Jeżeli alimenty stwierdzone są wyrokiem sądu to przedawnienie alimentów następuje po upływie 10 lat, wobec powyższego można żądać zapłaty za 10 lat wstecz. Ponieważ wyrok zasądzający alimenty zazwyczaj dotyczy również rat alimentacyjnych przyszłych, należnych już po wydaniu wyroku, roszczenia o zapłatę tych rat przedawniają się z upływem 3 lat. Początek biegu przedawnienia liczy się od następnego dnia po uprawomocnieniu się wyroku w sprawie ( art. 125 k.c.).
W przypadku zawarcia umowy o alimenty roszczenia o zapłatę zaległych rat można dochodzić przed sądem. Zaległych alimentów można żądać w zasadzie za okres 3 lat, gdyż roszczenia alimentacyjne przedawniają się z upływem tego okresu ( art. 137 § 1 k.r.o.).
W sytuacji kiedy uprawniony do alimentów, a zazwyczaj jego przedstawiciel ustawowy ( np. rodzic) nie dochodził alimentów przed sądem i nie miał zawartej umowy o alimenty, wtedy może żądać rat alimentacyjnych od dnia złożenia pozwu. Natomiast w rat alimentacyjnych zaległych w zasadzie nie może żądać, a co najwyżej można dochodzić niezaspokojonych potrzeb uprawnionego do alimentacji ( art. 137 § 2 k.r.o.).
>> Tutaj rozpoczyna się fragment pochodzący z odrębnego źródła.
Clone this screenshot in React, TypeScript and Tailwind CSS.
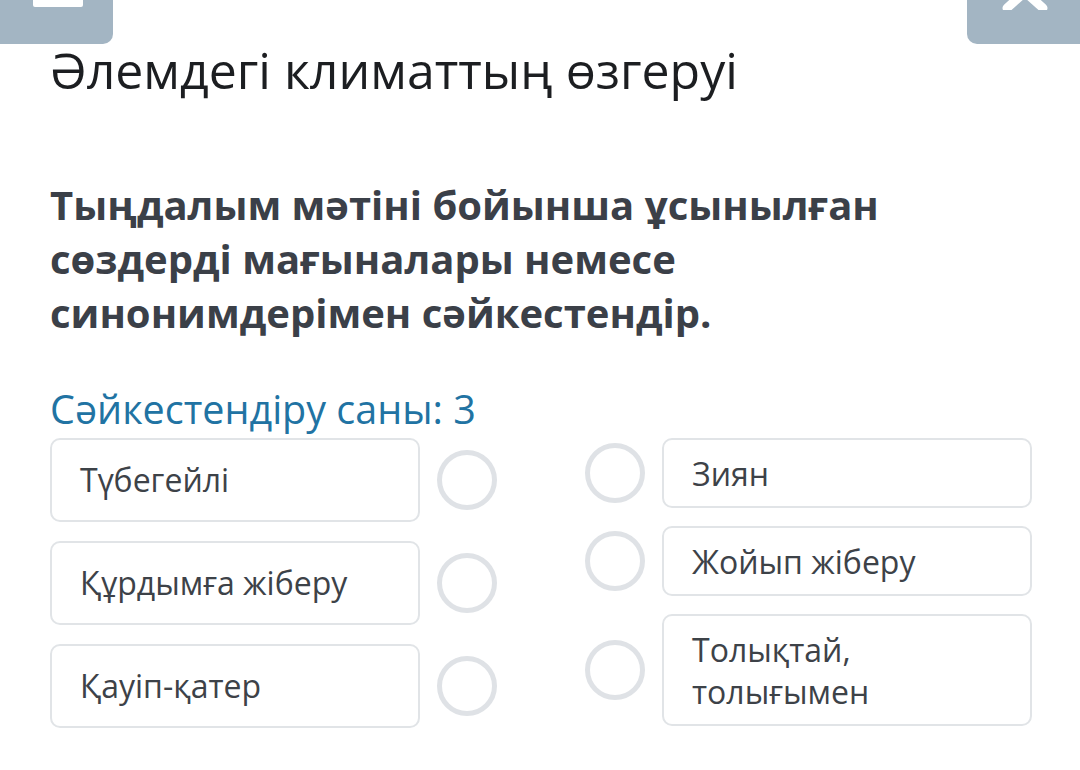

Jak podaje się w uzasadnieniu rządowego projektu do tego przepisu „natura prawna alimentów polega na dostarczeniu uprawnionemu na bieżąco środków utrzymania. Dlatego (…) nadal aktualna jest uchwała 7 sędziów Sądu Najwyższego z dnia 28 września 1949 r. (Wa.C 389/49 OSN 1951, poz. 60), według której żądanie dotyczące, czasu minionego może mieć na względzie niezaspokojone potrzeby uprawnionego, wykonanie zobowiązań zaciągniętych przez niego dla zaspokojenia potrzeb, zaległości np. w opłatach za mieszkanie itd.”